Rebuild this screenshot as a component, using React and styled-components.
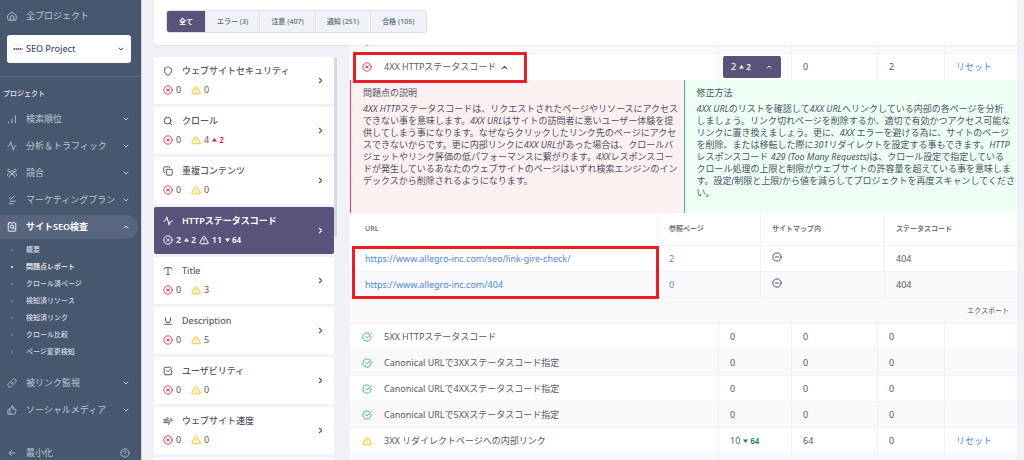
import React from 'react';
import styled, { createGlobalStyle } from 'styled-components';
import {
  Activity,
  ArrowLeft,
  ChevronDown,
  ChevronRight,
  ChevronUp,
  CircleCheckBig,
  CircleMinus,
  CircleQuestionMark,
  CircleX,
  Copy,
  Link,
  Search,
  Shield,
  SquareCheckBig,
  ThumbsUp,
  TriangleAlert,
  Type,
  Underline,
  Wind,
} from 'lucide-react';

const GlobalStyle = createGlobalStyle`
  * {
    box-sizing: border-box;
  }
  body {
    margin: 0;
    background: #f1f2f8;
    color: #555962;
    font-family: 'Noto Sans', 'Noto Sans CJK JP', sans-serif;
    font-size: 9px;
    line-height: 12px;
  }
  button, select {
    font: inherit;
    color: inherit;
  }
  a {
    color: #5087d6;
    text-decoration: none;
  }
`;
const Page = styled.div`
  display: flex;
  height: 100vh;
  overflow: hidden;
`;

/* sidebar */
const Sidebar = styled.nav`
  display: flex;
  flex-direction: column;
  flex: 0 0 142px;
  min-width: 0;
  padding-top: 4px;
  background: #47576f;
  border-right: 1px solid #d5d9e6;
`;
const NavLink = styled.a`
  display: flex;
  align-items: center;
  flex: none;
  height: ${(props) => (props.$compact ? '14px' : '24px')};
  padding: 0 8px 0 7px;
  margin: 0 3px ${(props) => (props.$active || props.$compact ? '0' : '3px')} 0;
  border-radius: 0 12px 12px 0;
  white-space: nowrap;
  color: ${(props) => (props.$active ? '#ffffff' : '#bcc8d4')};
  background: ${(props) => (props.$active ? '#57667e' : 'transparent')};
  font-weight: ${(props) => (props.$active ? 600 : 400)};
  svg {
    flex: none;
  }
`;
const NavText = styled.span`
  flex: 1;
  min-width: 0;
  margin-left: 9px;
`;
const ProjectPicker = styled.div`
  display: flex;
  align-items: center;
  flex: none;
  gap: 3px;
  height: 28px;
  margin: 4px 10px 13px 7px;
  padding: 0 6px;
  background: #ffffff;
  border-radius: 3px;
  color: #4a4a78;
`;
const PickerSelect = styled.select`
  flex: 1;
  min-width: 0;
  padding: 0;
  appearance: none;
  border: 0;
  background: transparent;
  font-weight: 500;
`;
const NavTitle = styled.h2`
  margin: 0 0 7px;
  padding: 11px 0 0 3px;
  border-top: 1px solid #5a6880;
  font-size: 7px;
  font-weight: 500;
  line-height: 12px;
  color: #e2e7ee;
`;
const SubList = styled.ul`
  margin: 2px 0 11px;
  padding: 0;
  list-style: none;
`;
const SubItem = styled.li`
  display: flex;
  align-items: center;
  height: 17px;
  padding-left: 11px;
  &::before {
    content: '';
    width: 2px;
    height: 2px;
    margin-right: 13px;
    border-radius: 1px;
    background: ${(props) => (props.$active ? '#ffffff' : '#76869b')};
  }
  a {
    font-size: 7px;
    font-weight: 500;
    color: ${(props) => (props.$active ? '#ffffff' : '#d3dbe4')};
  }
`;
const NavFooter = styled.div`
  margin-top: auto;
`;

/* main area */
const Main = styled.main`
  display: flex;
  flex-direction: column;
  flex: 1;
  min-width: 0;
  padding: 0 7px 0 12px;
`;
const TopCard = styled.header`
  position: relative;
  z-index: 1;
  flex: none;
  padding: 10px 12px 12px;
  background: #ffffff;
  border-radius: 0 0 3px 3px;
  box-shadow: 0 1px 2px rgba(60, 70, 110, 0.08);
`;
const Tabs = styled.div`
  display: inline-flex;
  height: 23px;
  border: 1px solid #dddfea;
  border-radius: 3px;
  background: #f1f2f8;
  overflow: hidden;
  vertical-align: top;
`;
const Tab = styled.button`
  min-width: 38px;
  padding: 0 11px;
  border: 0;
  font-size: 7px;
  font-weight: 600;
  white-space: nowrap;
  color: ${(props) => (props.$active ? '#ffffff' : '#6b7d8a')};
  background: ${(props) => (props.$active ? '#59527a' : 'transparent')};
  & + & {
    border-left: 1px solid #e1e3ed;
  }
`;
const Columns = styled.div`
  display: flex;
  flex: 1;
  min-height: 0;
  gap: 13px;
`;
const CategoryList = styled.div`
  display: flex;
  flex-direction: column;
  flex: 0 0 183px;
  gap: 3px;
  padding-right: 3px;
  margin-top: 12px;
  position: relative;
  overflow: hidden;
`;
const ScrollThumb = styled.div`
  position: absolute;
  top: 0;
  right: 0;
  width: 3px;
  height: 180px;
  border-radius: 2px;
  background: #d5d8e5;
`;
const Category = styled.button`
  display: flex;
  align-items: center;
  flex: 0 0 47px;
  padding: 0 9px;
  border: 0;
  border-radius: 2px;
  text-align: left;
  color: ${(props) => (props.$active ? '#ffffff' : '#555962')};
  background: ${(props) => (props.$active ? '#59527a' : '#ffffff')};
  font-weight: ${(props) => (props.$active ? 600 : 400)};
`;
const CategoryBody = styled.span`
  flex: 1;
`;
const CategoryName = styled.span`
  display: flex;
  align-items: center;
  gap: 9px;
  height: 12px;
  margin-bottom: 7px;
  font-weight: ${(props) => (props.$active ? 600 : 500)};
`;
const Counts = styled.span`
  display: flex;
  align-items: center;
  height: 12px;
  gap: 3px;
`;
const Count = styled.span`
  display: inline-flex;
  align-items: center;
  gap: 3px;
  min-width: 25px;
`;
const Trend = styled.span`
  display: inline-flex;
  align-items: center;
  gap: 2px;
  font-size: 8px;
  font-weight: 600;
  color: ${(props) => props.$color || 'inherit'};
`;

/* issues */
const Issues = styled.section`
  flex: 1;
  min-width: 0;
  overflow: hidden;
`;
const IssueTable = styled.table`
  width: 100%;
  margin-top: -17px;
  border-collapse: separate;
  border-spacing: 0;
  table-layout: fixed;
  background: #ffffff;
`;
const IssueRow = styled.tr`
  background: ${(props) => (props.$striped ? '#f9f9fc' : '#ffffff')};
`;
const IssueCell = styled.td`
  height: 26px;
  padding: 0 12px;
  white-space: nowrap;
  border-bottom: ${(props) => (props.$open ? '0' : '1px solid #f1f2f8')};
  & + & {
    padding: 0 11px;
    border-left: 1px solid #f1f2f8;
  }
`;
const CountValue = styled.div`
  display: flex;
  align-items: center;
  gap: 3px;
`;
const IssueName = styled.div`
  display: flex;
  align-items: center;
  gap: 12px;
  position: relative;
`;
const ToggleButton = styled.button`
  display: flex;
  align-items: center;
  gap: 4px;
  padding: 0;
  border: 0;
  background: transparent;
`;
const CountButton = styled.button`
  display: flex;
  align-items: center;
  justify-content: space-between;
  width: 58px;
  height: 22px;
  margin-left: -7px;
  padding: 0 8px;
  border: 0;
  border-radius: 2px;
  color: #ffffff;
  background: #59527a;
  font-weight: 500;
`;
const PlainCell = styled.td`
  padding: 0;
`;
const Notes = styled.div`
  display: grid;
  grid-template-columns: 1fr 1fr;
  height: 133px;
`;
const Note = styled.article`
  min-width: 0;
  padding: 7px 0 0 12px;
  border-left: 1px solid ${(props) => props.$accent};
  background: ${(props) => props.$tint};
  color: #4c5263;
  white-space: nowrap;
  h3 {
    margin: 0 0 4px;
    font-size: 9px;
    font-weight: 400;
    line-height: 12px;
  }
  p {
    margin: 0;
  }
`;
const UrlTable = styled.table`
  width: 100%;
  border-collapse: separate;
  border-spacing: 0;
  table-layout: fixed;
  th:first-child,
  td:first-child {
    padding-left: 15px;
  }
`;
const HeadCell = styled.th`
  height: 33px;
  padding: 0 11px;
  font-size: 7px;
  font-weight: 600;
  text-align: left;
  color: #6b7480;
  border-bottom: 1px solid #f1f2f8;
  & + & {
    border-left: 1px solid #f1f2f8;
  }
`;
const ExportBar = styled.div`
  display: flex;
  align-items: center;
  justify-content: flex-end;
  height: 26px;
  padding-right: 8px;
  background: #f9f9fc;
  border-bottom: 1px solid #f1f2f8;
  button {
    padding: 0;
    border: 0;
    background: transparent;
    font-size: 7px;
  }
`;
const Anchor = styled.div`
  position: relative;
`;
const Highlight = styled.div`
  position: absolute;
  top: ${(props) => props.$top};
  left: ${(props) => props.$left};
  width: ${(props) => props.$width};
  height: ${(props) => props.$height};
  border: 3px solid #ea1c24;
  pointer-events: none;
`;

const NavSvg = styled.svg.attrs({
  width: 10,
  height: 10,
  viewBox: '0 0 24 24',
  fill: 'none',
  stroke: 'currentColor',
  strokeWidth: 2.2,
  strokeLinecap: 'round',
  strokeLinejoin: 'round',
})``;
const Home = () => (
  <NavSvg>
    <path d="M2 10.5L12 2l10 8.5V20a2 2 0 0 1-2 2H4a2 2 0 0 1-2-2z" />
    <path d="M8 22v-7a4 4 0 0 1 8 0v7" />
  </NavSvg>
);
const Bars = () => (
  <NavSvg>
    <path d="M4 19v2M12 12v9M20 4v17" />
  </NavSvg>
);
const People = () => (
  <NavSvg>
    <circle cx="12" cy="10" r="3.5" />
    <path d="M5 22c0-4 3-6.500 7-6.500s7 2.500 7 6.500" />
    <path d="M7 8a3 3 0 1 1-1-5M17 8a3 3 0 1 0 1-5M1 18c0-3 1.500-5 4-6M23 18c0-3-1.500-5-4-6" />
  </NavSvg>
);
const PageSearch = () => (
  <NavSvg>
    <rect x="3" y="2" width="18" height="20" rx="2" />
    <circle cx="12" cy="11" r="4" />
    <path d="M15 14l2 3" />
  </NavSvg>
);
const CheckLines = () => (
  <NavSvg>
    <path d="M5 6l4 4 9-8M8 15h12M5 21h10" />
  </NavSvg>
);
const SiteLogo = () => (
  <svg width="10" height="10" viewBox="0 0 20 20">
    <path d="M0 2h20M0 18h20" stroke="#f3dede" strokeWidth="2" />
    <path d="M1 10h18" stroke="#6e6e72" strokeWidth="4" strokeDasharray="3 1" />
  </svg>
);
const Arrow = ({ down }) => (
  <svg width="5" height="4" viewBox="0 0 10 8">
    <path d={down ? 'M0 1h10L5 8z' : 'M0 7h10L5 0z'} fill="currentColor" />
  </svg>
);

const topNav = [
  { name: '検索順位', icon: <Bars /> },
  { name: '分析＆トラフィック', icon: <Activity size={10} /> },
  { name: '競合', icon: <People /> },
  { name: 'マーケティングプラン', icon: <CheckLines /> },
];
const subNav = [
  '概要',
  '問題点レポート',
  'クロール済ページ',
  '検知済リソース',
  '検知済リンク',
  'クロール比較',
  'ページ変更検知',
];
const tabs = ['全て', 'エラー (3)', '注意 (407)', '通知 (251)', '合格 (105)'];
const categories = [
  { name: 'ウェブサイトセキュリティ', Icon: Shield, errors: 0, warnings: 0 },
  { name: 'クロール', Icon: Search, errors: 0, warnings: 4, up: 2 },
  { name: '重複コンテンツ', Icon: Copy, errors: 0, warnings: 0 },
  { name: 'HTTPステータスコード', Icon: Activity, errors: 2, errorsUp: 2, warnings: 11, down: 64, active: true },
  { name: 'Title', Icon: Type, errors: 0, warnings: 3 },
  { name: 'Description', Icon: Underline, errors: 0, warnings: 5 },
  { name: 'ユーザビリティ', Icon: SquareCheckBig, errors: 0, warnings: 0 },
  { name: 'ウェブサイト速度', Icon: Wind, errors: 0, warnings: 0 },
];
const passed = [
  '5XX HTTPステータスコード',
  'Canonical URLで3XXステータスコード指定',
  'Canonical URLで4XXステータスコード指定',
  'Canonical URLで5XXステータスコード指定',
];
const urls = [
  { url: 'https://www.allegro-inc.com/seo/link-gire-check/', pages: 2 },
  { url: 'https://www.allegro-inc.com/404', pages: 0 },
];

const NavGroup = ({ name, icon, active }) => (
  <NavLink href="#" $active={active}>
    {icon}
    <NavText>{name}</NavText>
    {active ? <ChevronUp size={8} strokeWidth={3} /> : <ChevronDown size={8} strokeWidth={3} />}
  </NavLink>
);

const CategoryItem = ({ data }) => (
  <Category $active={data.active}>
    <CategoryBody>
      <CategoryName $active={data.active}>
        <data.Icon size={10} strokeWidth={2.4} />
        {data.name}
      </CategoryName>
      <Counts>
        <Count>
          <CircleX size={10} strokeWidth={2.4} color={data.active ? '#ffffff' : '#e5404f'} />
          {data.errors}
          {data.errorsUp && (
            <Trend>
              <Arrow />
              {data.errorsUp}
            </Trend>
          )}
        </Count>
        <Count>
          <TriangleAlert size={10} strokeWidth={2.4} color={data.active ? '#ffffff' : '#fcc21b'} />
          {data.warnings}
          {data.up && (
            <Trend $color="#e01b2c">
              <Arrow />
              {data.up}
            </Trend>
          )}
          {data.down && (
            <Trend>
              <Arrow down />
              {data.down}
            </Trend>
          )}
        </Count>
      </Counts>
    </CategoryBody>
    <ChevronRight size={9} strokeWidth={3} />
  </Category>
);

const App = () => (
  <Page>
    <GlobalStyle />
    <Sidebar>
      <NavLink href="#">
        <Home />
        <NavText>全プロジェクト</NavText>
      </NavLink>
      <ProjectPicker>
        <SiteLogo />
        <PickerSelect aria-label="プロジェクト">
          <option>SEO Project</option>
        </PickerSelect>
        <ChevronDown size={8} strokeWidth={3} />
      </ProjectPicker>
      <NavTitle>プロジェクト</NavTitle>
      {topNav.map((item) => (
        <NavGroup key={item.name} name={item.name} icon={item.icon} />
      ))}
      <NavGroup name="サイトSEO検査" icon={<PageSearch />} active />
      <SubList>
        {subNav.map((name) => (
          <SubItem key={name} $active={name === '問題点レポート'}>
            <a href="#">{name}</a>
          </SubItem>
        ))}
      </SubList>
      <NavGroup name="被リンク監視" icon={<Link size={10} />} />
      <NavGroup name="ソーシャルメディア" icon={<ThumbsUp size={10} />} />
      <NavFooter>
        <NavLink href="#" $compact>
          <ArrowLeft size={10} />
          <NavText>最小化</NavText>
          <CircleQuestionMark size={10} />
        </NavLink>
      </NavFooter>
    </Sidebar>
    <Main>
      <TopCard>
        <Tabs>
          {tabs.map((name, index) => (
            <Tab key={name} $active={index === 0}>
              {name}
            </Tab>
          ))}
        </Tabs>
      </TopCard>
      <Columns>
        <CategoryList>
          {categories.map((item) => (
            <CategoryItem key={item.name} data={item} />
          ))}
          <Category as="div" />
          <ScrollThumb />
        </CategoryList>
        <Issues>
          <IssueTable>
            <colgroup>
              <col />
              <col width="73" />
              <col width="86" />
              <col width="67" />
              <col width="73" />
            </colgroup>
            <tbody>
              <IssueRow $striped>
                <IssueCell>
                  <IssueName>
                    <CircleCheckBig size={10} color="#5087d6" />
                    3XX HTTPステータスコード
                  </IssueName>
                </IssueCell>
                <IssueCell>11</IssueCell>
                <IssueCell>33</IssueCell>
                <IssueCell />
                <IssueCell>
                  <a href="#">リセット</a>
                </IssueCell>
              </IssueRow>
              <IssueRow>
                <IssueCell $open>
                  <IssueName>
                    <CircleX size={10} strokeWidth={2.4} color="#e5404f" />
                    <ToggleButton>
                      4XX HTTPステータスコード
                      <ChevronUp size={9} strokeWidth={3} />
                    </ToggleButton>
                    <Highlight $top="-9px" $left="-9px" $width="174px" $height="31px" />
                  </IssueName>
                </IssueCell>
                <IssueCell $open>
                  <CountButton>
                    <CountValue>
                      2
                      <Trend>
                        <Arrow />2
                      </Trend>
                    </CountValue>
                    <ChevronUp size={8} strokeWidth={3} />
                  </CountButton>
                </IssueCell>
                <IssueCell $open>0</IssueCell>
                <IssueCell $open>2</IssueCell>
                <IssueCell $open>
                  <a href="#">リセット</a>
                </IssueCell>
              </IssueRow>
              <tr>
                <PlainCell colSpan={5}>
                  <Notes>
                    <Note $accent="#e5404f" $tint="#fdf0f1">
                      <h3>問題点の説明</h3>
                      <p>
                        <em>4XX HTTP</em>ステータスコードは、リクエストされたページやリソースにアクセス
                        <br />
                        できない事を意味します。<em>4XX URL</em>はサイトの訪問者に悪いユーザー体験を提
                        <br />
                        供してしまう事になります。なぜならクリックしたリンク先のページにアクセ
                        <br />
                        スできないからです。更に内部リンクに<em>4XX URL</em>があった場合は、クロールバ
                        <br />
                        ジェットやリンク評価の低パフォーマンスに繋がります。<em>4XX</em>レスポンスコー
                        <br />
                        ドが発生しているあなたのウェブサイトのページはいずれ検索エンジンのイン
                        <br />
                        デックスから削除されるようになります。
                      </p>
                    </Note>
                    <Note $accent="#3fb886" $tint="#edfff4">
                      <h3>修正方法</h3>
                      <p>
                        <em>4XX URL</em>のリストを確認して<em>4XX URL</em>へリンクしている内部の各ページを分析
                        <br />
                        しましょう。リンク切れページを削除するか、適切で有効かつアクセス可能な
                        <br />
                        リンクに置き換えましょう。更に、<em>4XX</em> エラーを避ける為に、サイトのページ
                        <br />
                        を削除、または移転した際に<em>301</em>リダイレクトを設定する事もできます。<em>HTTP</em>
                        <br />
                        レスポンスコード <em>429 (Too Many Requests)</em>は、クロール設定で指定している
                        <br />
                        クロール処理の上限と制限がウェブサイトの許容量を超えている事を意味しま
                        <br />
                        す。設定<em>(</em>制限と上限<em>)</em>から値を減らしてプロジェクトを再度スキャンしてくださ
                        <br />
                        い。
                      </p>
                    </Note>
                  </Notes>
                  <Anchor>
                    <UrlTable>
                      <colgroup>
                        <col />
                        <col width="103" />
                        <col width="124" />
                        <col width="133" />
                      </colgroup>
                      <thead>
                        <tr>
                          <HeadCell>URL</HeadCell>
                          <HeadCell>参照ページ</HeadCell>
                          <HeadCell>サイトマップ内</HeadCell>
                          <HeadCell>ステータスコード</HeadCell>
                        </tr>
                      </thead>
                      <tbody>
                        {urls.map((row, index) => (
                          <IssueRow key={row.url} $striped={index === 1}>
                            <IssueCell>
                              <a href="#">{row.url}</a>
                            </IssueCell>
                            <IssueCell>
                              <a href="#">{row.pages}</a>
                            </IssueCell>
                            <IssueCell>
                              <CircleMinus size={10} strokeWidth={2.4} color="#59527a" />
                            </IssueCell>
                            <IssueCell>404</IssueCell>
                          </IssueRow>
                        ))}
                      </tbody>
                    </UrlTable>
                    <Highlight $top="33px" $left="2px" $width="307px" $height="53px" />
                  </Anchor>
                  <ExportBar>
                    <button type="button">エクスポート</button>
                  </ExportBar>
                </PlainCell>
              </tr>
              {passed.map((name, index) => (
                <IssueRow key={name} $striped={index % 2 === 1}>
                  <IssueCell>
                    <IssueName>
                      <CircleCheckBig size={10} strokeWidth={2.4} color="#3fb886" />
                      {name}
                    </IssueName>
                  </IssueCell>
                  <IssueCell>0</IssueCell>
                  <IssueCell>0</IssueCell>
                  <IssueCell>0</IssueCell>
                  <IssueCell />
                </IssueRow>
              ))}
              <IssueRow>
                <IssueCell>
                  <IssueName>
                    <TriangleAlert size={10} strokeWidth={2.4} color="#fcc21b" />
                    3XX リダイレクトページへの内部リンク
                  </IssueName>
                </IssueCell>
                <IssueCell>
                  <CountValue>
                    10
                    <Trend $color="#1b7f4d">
                      <Arrow down />
                      64
                    </Trend>
                  </CountValue>
                </IssueCell>
                <IssueCell>64</IssueCell>
                <IssueCell>0</IssueCell>
                <IssueCell>
                  <a href="#">リセット</a>
                </IssueCell>
              </IssueRow>
              <IssueRow $striped>
                <IssueCell />
                <IssueCell />
                <IssueCell />
                <IssueCell />
                <IssueCell />
              </IssueRow>
            </tbody>
          </IssueTable>
        </Issues>
      </Columns>
    </Main>
  </Page>
);
export default App;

Goal: Count how many lines above include the word "components" and answer with that figure only.

Problem solution: 2